PROBLEM TO WORK ON
Starting with the first line of the listing, quote each line exactly until and including the one with "import React from 'react';", leaving pictures out.

•••••

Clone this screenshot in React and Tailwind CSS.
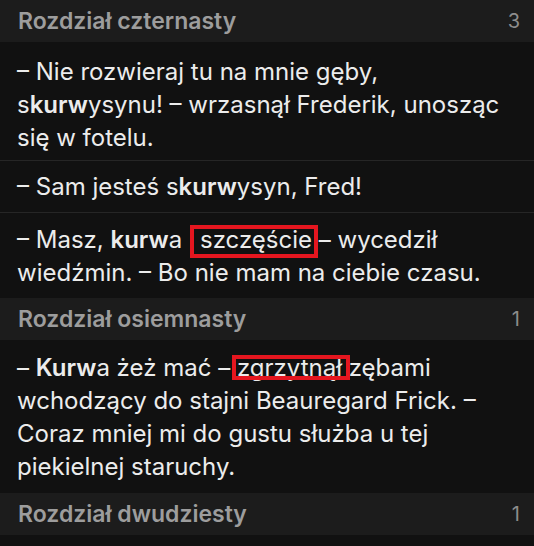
import React from 'react';

function Header({ title, count }) {
    return (
        <div className="h-[42px] bg-[#1c1c1c] flex items-center justify-between pl-[18px] pr-[14px]">
            <span className="text-[23px] font-semibold text-[#9d9d9d] leading-none">{title}</span>
            <span className="text-[20px] text-[#8c8c8c] leading-none">{count}</span>
        </div>
    );
}

function Marked({ children, box }) {
    return (
        <span className="relative">
            {children}
            <span className={`absolute border-4 border-[#e5161f] pointer-events-none ${box}`}></span>
        </span>
    );
}

export default function App() {
    return (
        <div className="w-[534px] h-[546px] bg-[#111111] overflow-hidden" style={{ fontFamily: 'Inter, "Noto Sans", sans-serif' }}>
            <Header title="Rozdział czternasty" count="3" />

            <div className="px-[17px] pt-[13px] pb-[6px] text-[24px] leading-[33px] text-[#ececec] border-b border-[#262626]">
                – Nie rozwieraj tu na mnie gęby, s<b className="font-semibold">kurw</b>ysynu! – wrzasnął Frederik, unosząc się w fotelu.
            </div>
            <div className="px-[17px] pt-[9px] pb-[9px] text-[24px] leading-[33px] text-[#ececec] border-b border-[#262626]">
                – Sam jesteś s<b className="font-semibold">kurw</b>ysyn, Fred!
            </div>
            <div className="px-[17px] pt-[10px] pb-[9px] text-[24px] leading-[33px] text-[#ececec]">
                – Masz, <b className="font-semibold">kurw</b>a{' '}
                <span className="ml-[11px]">
                    <Marked box="-left-[10px] -right-[6px] top-0 -bottom-[4px]">szczęście</Marked>
                </span>{' '}
                – wycedził wiedźmin. – Bo nie mam na ciebie czasu.
            </div>

            <Header title="Rozdział osiemnasty" count="1" />

            <div className="px-[17px] pt-[11px] pb-[10px] text-[24px] leading-[33px] text-[#ececec]">
                – <b className="font-semibold">Kurw</b>a żeż mać –{' '}
                <Marked box="-left-[5px] -right-[8px] top-[2px] bottom-[2px]">zgrzytnął</Marked>{' '}
                zębami wchodzący do stajni Beauregard Frick. – Coraz mniej mi do gustu służba u tej piekielnej staruchy.
            </div>

            <Header title="Rozdział dwudziesty" count="1" />
        </div>
    );
}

•••••

FINISHED ANSWER
Clone this screenshot in React and Tailwind CSS.
import React from 'react';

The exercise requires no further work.